I’m quickly approaching my 31st birthday, which is depressing, though not nearly as much as 30 was. But there’s nothing I can do about aging. I have gray hairs, and I get heartburn if I eat the wrong thing. I also can’t do anything to prevent death; that’s inevitable. But I can do the next best thing: I can live longer by traveling more.
Have you ever wondered why the older you get, the faster life seems to fly by? It doesn’t really. An hour is still an hour and a year is still a year. Time doesn’t change, but your perception of it does.
I was a psychological researcher a few lifetimes ago, so you’ll have to forgive me if I get a little technical.
Our perception of how long something lasts is closely linked to how much effort it takes the brain to process the memory. When something is very new, we spend more time analyzing and processing that information, making us feel like the experience lasted a very long time. That’s why when you’re in Asia for the first time in your life, three days can feel like a month. It’s like hitting pause on the passage of time to let your brain process the sights, sounds, and taste of a new place.

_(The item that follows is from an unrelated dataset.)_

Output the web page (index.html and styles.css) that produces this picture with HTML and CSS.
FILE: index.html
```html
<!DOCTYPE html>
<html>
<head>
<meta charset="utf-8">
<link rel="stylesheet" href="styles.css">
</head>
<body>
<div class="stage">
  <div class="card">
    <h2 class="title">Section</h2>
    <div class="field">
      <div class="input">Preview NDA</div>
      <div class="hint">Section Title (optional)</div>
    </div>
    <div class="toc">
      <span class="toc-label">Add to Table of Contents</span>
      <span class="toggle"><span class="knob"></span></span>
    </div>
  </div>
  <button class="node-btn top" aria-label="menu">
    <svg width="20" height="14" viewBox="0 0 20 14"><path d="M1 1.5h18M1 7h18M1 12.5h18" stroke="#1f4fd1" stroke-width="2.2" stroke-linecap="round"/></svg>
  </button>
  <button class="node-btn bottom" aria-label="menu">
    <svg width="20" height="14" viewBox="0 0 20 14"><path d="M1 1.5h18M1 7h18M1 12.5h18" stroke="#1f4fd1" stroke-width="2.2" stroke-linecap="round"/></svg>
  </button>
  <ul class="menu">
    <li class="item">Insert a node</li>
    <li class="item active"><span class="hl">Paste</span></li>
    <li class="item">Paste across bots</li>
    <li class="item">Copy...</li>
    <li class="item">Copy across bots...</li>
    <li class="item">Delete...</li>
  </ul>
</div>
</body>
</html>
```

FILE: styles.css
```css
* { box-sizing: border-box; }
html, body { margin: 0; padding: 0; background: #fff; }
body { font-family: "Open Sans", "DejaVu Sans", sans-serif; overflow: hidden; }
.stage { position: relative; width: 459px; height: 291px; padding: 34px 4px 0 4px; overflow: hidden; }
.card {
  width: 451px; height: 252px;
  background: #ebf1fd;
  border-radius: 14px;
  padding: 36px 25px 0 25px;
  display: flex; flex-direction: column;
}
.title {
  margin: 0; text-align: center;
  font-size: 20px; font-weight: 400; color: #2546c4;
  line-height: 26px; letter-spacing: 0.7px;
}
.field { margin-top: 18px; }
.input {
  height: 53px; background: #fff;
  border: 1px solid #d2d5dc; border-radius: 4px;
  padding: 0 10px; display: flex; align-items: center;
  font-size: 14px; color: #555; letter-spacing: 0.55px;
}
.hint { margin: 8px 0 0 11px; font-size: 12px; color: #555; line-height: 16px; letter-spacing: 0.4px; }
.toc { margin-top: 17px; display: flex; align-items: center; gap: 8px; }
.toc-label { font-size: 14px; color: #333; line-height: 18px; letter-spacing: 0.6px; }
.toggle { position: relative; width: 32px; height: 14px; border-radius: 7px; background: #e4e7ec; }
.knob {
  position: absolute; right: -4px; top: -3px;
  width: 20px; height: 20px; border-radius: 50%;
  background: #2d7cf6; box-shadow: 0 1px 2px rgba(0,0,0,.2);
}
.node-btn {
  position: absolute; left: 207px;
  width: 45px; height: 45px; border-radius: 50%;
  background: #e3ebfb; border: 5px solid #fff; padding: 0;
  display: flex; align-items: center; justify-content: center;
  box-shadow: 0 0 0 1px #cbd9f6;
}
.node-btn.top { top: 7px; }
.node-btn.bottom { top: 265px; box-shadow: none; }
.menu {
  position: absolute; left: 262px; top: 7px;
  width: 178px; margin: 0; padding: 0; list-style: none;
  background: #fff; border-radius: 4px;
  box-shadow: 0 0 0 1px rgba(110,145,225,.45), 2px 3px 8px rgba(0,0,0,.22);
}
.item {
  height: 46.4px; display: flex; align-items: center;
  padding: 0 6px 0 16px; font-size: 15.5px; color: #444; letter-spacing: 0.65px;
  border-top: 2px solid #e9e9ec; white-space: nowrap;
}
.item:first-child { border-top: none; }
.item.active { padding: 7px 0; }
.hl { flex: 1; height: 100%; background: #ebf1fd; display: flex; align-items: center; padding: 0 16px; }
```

By comparison, when you’re doing the same thing at work every day for weeks, you get to June and think, “Wow. Where did the year go?” That’s because for most of us, regular life involves being around the familiar, the things that don’t require a lot of brain power. You know your way home so well, that you probably don’t even remember how you get there some days. And unless you’re at a new job, you’ve probably been doing the same thing for months or years, day in day out. And because there’s nothing new for your brain to process, in the grand scheme of things, all those repetitive days fly by in the blink of an eye.

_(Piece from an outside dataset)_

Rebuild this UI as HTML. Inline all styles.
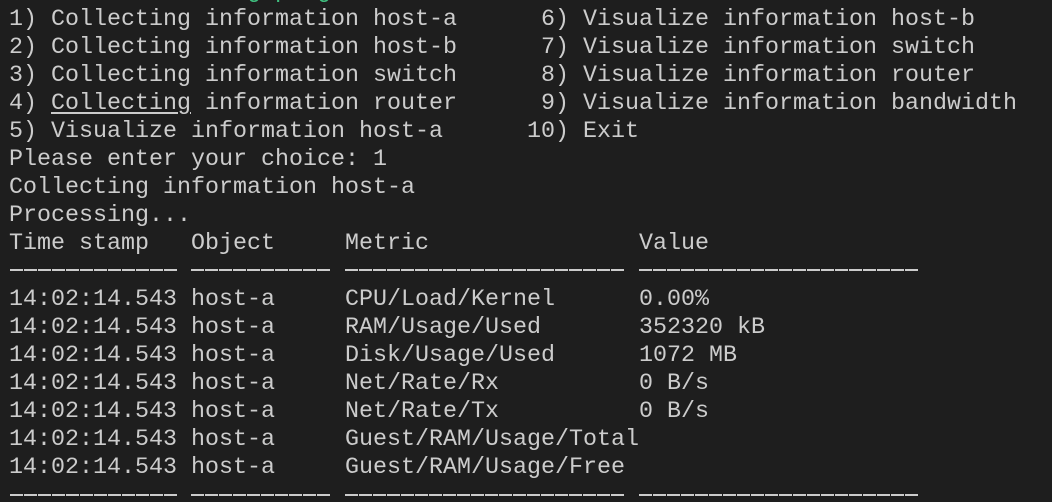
<!DOCTYPE html>
<html><head><meta charset="utf-8"><style>
html,body{margin:0;padding:0;background:#1e1e1e;width:1052px;height:502px;overflow:hidden}
pre{position:absolute;left:9px;top:6px;margin:0;font-family:"Liberation Mono","DejaVu Sans Mono",monospace;font-size:23.33px;line-height:28px;color:#cccccc;white-space:pre}
.u{text-decoration:underline;text-underline-offset:3px}
.d{position:absolute;height:2px;background:repeating-linear-gradient(90deg,#cccccc 0 13px,transparent 13px 14px)}
.g{position:absolute;top:-22px;left:9px;font-family:"Liberation Mono",monospace;font-size:23.33px;line-height:28px;color:#3fbf7f;white-space:pre}
</style></head><body>
<div class="g">                 g p  g</div>
<pre>1) Collecting information host-a      6) Visualize information host-b
2) Collecting information host-b      7) Visualize information switch
3) Collecting information switch      8) Visualize information router
4) <span class="u">Collecting</span> information router      9) Visualize information bandwidth
5) Visualize information host-a      10) Exit
Please enter your choice: 1
Collecting information host-a
Processing...
Time stamp   Object     Metric               Value

14:02:14.543 host-a     CPU/Load/Kernel      0.00%
14:02:14.543 host-a     RAM/Usage/Used       352320 kB
14:02:14.543 host-a     Disk/Usage/Used      1072 MB
14:02:14.543 host-a     Net/Rate/Rx          0 B/s
14:02:14.543 host-a     Net/Rate/Tx          0 B/s
14:02:14.543 host-a     Guest/RAM/Usage/Total
14:02:14.543 host-a     Guest/RAM/Usage/Free
</pre>
<div class="d" style="top:269px;left:10px;width:167px"></div>
<div class="d" style="top:269px;left:191px;width:139px"></div>
<div class="d" style="top:269px;left:345px;width:279px"></div>
<div class="d" style="top:269px;left:639px;width:279px"></div>
<div class="d" style="top:494px;left:10px;width:167px"></div>
<div class="d" style="top:494px;left:191px;width:139px"></div>
<div class="d" style="top:494px;left:345px;width:279px"></div>
<div class="d" style="top:494px;left:639px;width:279px"></div>
</body></html>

You know what doesn’t? Trying to figure out how to use the metro in Bangkok or seeing a geyser erupt for the first time in your life. Because those aren’t the kinds of things we experience every day, so they’re memorable. We create more detailed perceptions of anything that is new, so we have a longer lasting impression.
When I got my first job and I had five measly vacation days a year, I would take weekend trips all the time. Sometimes I would fly out Friday after work and fly in Monday morning, and go straight to the office from the airport. People would always tell me, “Wow aren’t you exhausted?” And yes, I was definitely exhausted. But while their weekend came and went in two seconds, I lived the hell out of my weekends.

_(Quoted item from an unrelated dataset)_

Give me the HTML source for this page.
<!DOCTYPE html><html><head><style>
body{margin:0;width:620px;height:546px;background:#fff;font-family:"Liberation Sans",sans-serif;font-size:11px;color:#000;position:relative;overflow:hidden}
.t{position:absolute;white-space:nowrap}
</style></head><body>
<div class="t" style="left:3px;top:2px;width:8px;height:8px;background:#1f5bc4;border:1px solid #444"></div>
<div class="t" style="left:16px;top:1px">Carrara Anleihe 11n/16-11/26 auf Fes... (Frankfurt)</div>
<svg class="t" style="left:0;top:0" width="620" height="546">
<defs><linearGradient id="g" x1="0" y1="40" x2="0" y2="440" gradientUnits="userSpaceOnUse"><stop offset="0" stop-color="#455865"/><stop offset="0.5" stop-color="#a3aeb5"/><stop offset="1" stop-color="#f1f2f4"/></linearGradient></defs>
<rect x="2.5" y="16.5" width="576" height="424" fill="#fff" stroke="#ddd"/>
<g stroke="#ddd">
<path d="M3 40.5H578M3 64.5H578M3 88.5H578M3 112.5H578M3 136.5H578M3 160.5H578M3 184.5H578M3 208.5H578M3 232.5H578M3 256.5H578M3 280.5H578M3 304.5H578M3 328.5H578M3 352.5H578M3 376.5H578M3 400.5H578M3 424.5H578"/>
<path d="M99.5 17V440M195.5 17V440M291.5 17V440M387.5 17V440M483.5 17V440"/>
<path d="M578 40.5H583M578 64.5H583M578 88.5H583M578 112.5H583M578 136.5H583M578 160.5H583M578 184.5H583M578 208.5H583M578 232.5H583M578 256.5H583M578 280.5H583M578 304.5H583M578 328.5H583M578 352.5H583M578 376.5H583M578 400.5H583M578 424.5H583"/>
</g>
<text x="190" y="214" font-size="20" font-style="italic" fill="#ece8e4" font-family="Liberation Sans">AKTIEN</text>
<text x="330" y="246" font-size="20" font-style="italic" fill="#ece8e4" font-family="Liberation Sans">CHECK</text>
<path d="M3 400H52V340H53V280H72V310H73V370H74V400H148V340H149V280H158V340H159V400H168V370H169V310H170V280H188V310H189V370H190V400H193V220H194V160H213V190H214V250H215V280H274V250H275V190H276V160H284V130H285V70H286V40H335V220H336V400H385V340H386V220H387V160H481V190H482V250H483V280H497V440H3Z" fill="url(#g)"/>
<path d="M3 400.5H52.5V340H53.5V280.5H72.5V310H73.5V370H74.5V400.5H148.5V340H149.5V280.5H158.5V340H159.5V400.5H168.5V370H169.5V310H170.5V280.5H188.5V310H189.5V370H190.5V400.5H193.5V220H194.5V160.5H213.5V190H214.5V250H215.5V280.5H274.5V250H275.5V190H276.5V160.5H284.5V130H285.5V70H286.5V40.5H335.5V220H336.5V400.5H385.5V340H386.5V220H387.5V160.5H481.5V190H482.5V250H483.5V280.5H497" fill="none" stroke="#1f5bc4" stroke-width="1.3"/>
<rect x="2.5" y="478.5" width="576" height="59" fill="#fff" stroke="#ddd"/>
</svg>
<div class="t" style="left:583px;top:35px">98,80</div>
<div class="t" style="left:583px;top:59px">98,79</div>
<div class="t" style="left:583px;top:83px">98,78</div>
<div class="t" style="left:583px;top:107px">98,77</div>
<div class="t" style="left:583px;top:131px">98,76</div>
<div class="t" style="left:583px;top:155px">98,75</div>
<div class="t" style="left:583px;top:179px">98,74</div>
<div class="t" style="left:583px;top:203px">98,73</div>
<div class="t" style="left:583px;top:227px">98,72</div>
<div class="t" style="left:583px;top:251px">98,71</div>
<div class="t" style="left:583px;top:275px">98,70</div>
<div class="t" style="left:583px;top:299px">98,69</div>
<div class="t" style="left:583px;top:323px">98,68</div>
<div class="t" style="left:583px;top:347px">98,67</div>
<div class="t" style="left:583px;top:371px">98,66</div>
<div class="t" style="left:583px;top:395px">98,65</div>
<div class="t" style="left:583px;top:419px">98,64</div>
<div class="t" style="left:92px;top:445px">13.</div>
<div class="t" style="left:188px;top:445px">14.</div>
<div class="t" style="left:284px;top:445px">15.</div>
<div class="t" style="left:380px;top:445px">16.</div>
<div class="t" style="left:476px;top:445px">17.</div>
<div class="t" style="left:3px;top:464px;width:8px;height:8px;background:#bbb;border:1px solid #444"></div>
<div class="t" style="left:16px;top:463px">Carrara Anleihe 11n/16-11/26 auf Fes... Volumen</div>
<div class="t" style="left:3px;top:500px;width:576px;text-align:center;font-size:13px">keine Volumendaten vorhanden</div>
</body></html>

But more importantly, I made those weekends memorable enough to last me a lifetime. I can’t say I remember much of what I did at my job my first year of work. But I do remember that I went to Niagara Falls that year. And Mardi Gras and Atlanta and San Francisco and Seattle and Texas and Montreal. And God, I still think about how good the food was in Montreal. Because it was new and different. If I didn’t have photographic evidence, even I wouldn’t believe that was all in one year.
In big or small ways, you can capitalize on your brain’s natural functioning to extend the life you have. Which is how traveling makes you live longer. Thinking of going to the same amusement park again for the 4th time this year? Skip the annual passes, and go somewhere new. It’ll last longer. Instead of giving your favorite movie another re-watch, go to a park you’ve never seen. And if you have the opportunity, fly 30 hours to the farthest possible place you can think of. It’ll make your life feel a little longer and a lot fuller.
I may be almost 31 in chronological time, but every time I take a trip, I live another year.